To provide an example lets take a look how volatile variables implemented (for this example) by

Java(TM) SE Runtime Environment (build 1.8.0_171-b11)
Java HotSpot(TM) 64-Bit Server VM (build 25.171-b11, mixed mode)

for my Haswell. Let's write this simple example:

public static volatile long a = 0;

public static void main(String[] args){
    Thread t1 = new Thread(() -> {
        while(true){
            //to avoid DCE
            if(String.valueOf(String.valueOf(a).hashCode()).equals(String.valueOf(System.nanoTime()))){
                System.out.print(a);
            }
        }
    });

    Thread t2 = new Thread(() -> {
        while(true){
            inc();
        }
    });

    t1.start();
    t2.start();
}

public static void inc(){
    a++;
}

I disabled tiered compilation and ran it with C2 compiler as follows:

java -server -XX:-TieredCompilation -XX:+UnlockDiagnosticVMOptions -XX:CompileCommand=print,*Volatile.inc -jar target/test-0.0.1.jar

The output is the following:

  # {method} {0x00007f87d87c6620} 'inc' '()V' in 'com/test/Volatlee'
  #           [sp+0x20]  (sp of caller)
  0x00007f87d1085860: sub     $0x18,%rsp
  0x00007f87d1085867: mov     %rbp,0x10(%rsp)   ;*synchronization entry
                                                ; - com.test.Volatlee::inc@-1 (line 26)
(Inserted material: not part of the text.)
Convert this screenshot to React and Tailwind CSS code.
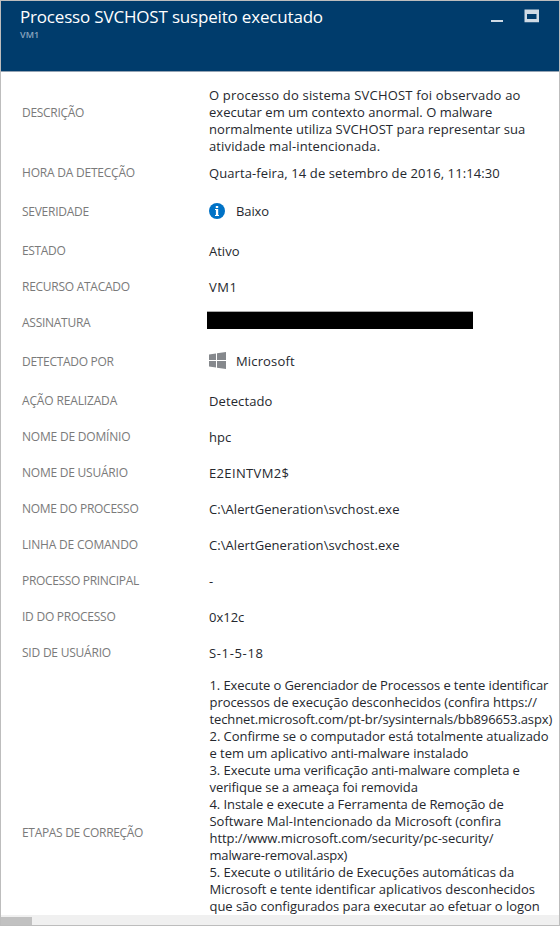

  0x00007f87d108586c: movabs  $0x7191fab68,%r10  ;   {oop(a 'java/lang/Class' = 'com/test/Volatlee')}
  0x00007f87d1085876: mov     0x68(%r10),%r11
  0x00007f87d108587a: add     $0x1,%r11
  0x00007f87d108587e: mov     %r11,0x68(%r10)
  0x00007f87d1085882: lock addl $0x0,(%rsp)     ;*putstatic a
                                                ; - com.test.Volatlee::inc@5 (line 26)

  0x00007f87d1085887: add     $0x10,%rsp
  0x00007f87d108588b: pop     %rbp
  0x00007f87d108588c: test    %eax,0xca8376e(%rip)  ;   {poll_return}
  0x00007f87d1085892: retq
  ;tons of hlt ommited

So in this simple example volatile compiles to a locked instruction requiring cache line to have an exclusive state to be executed (probably sending read invalidate signal to other cores if it's not).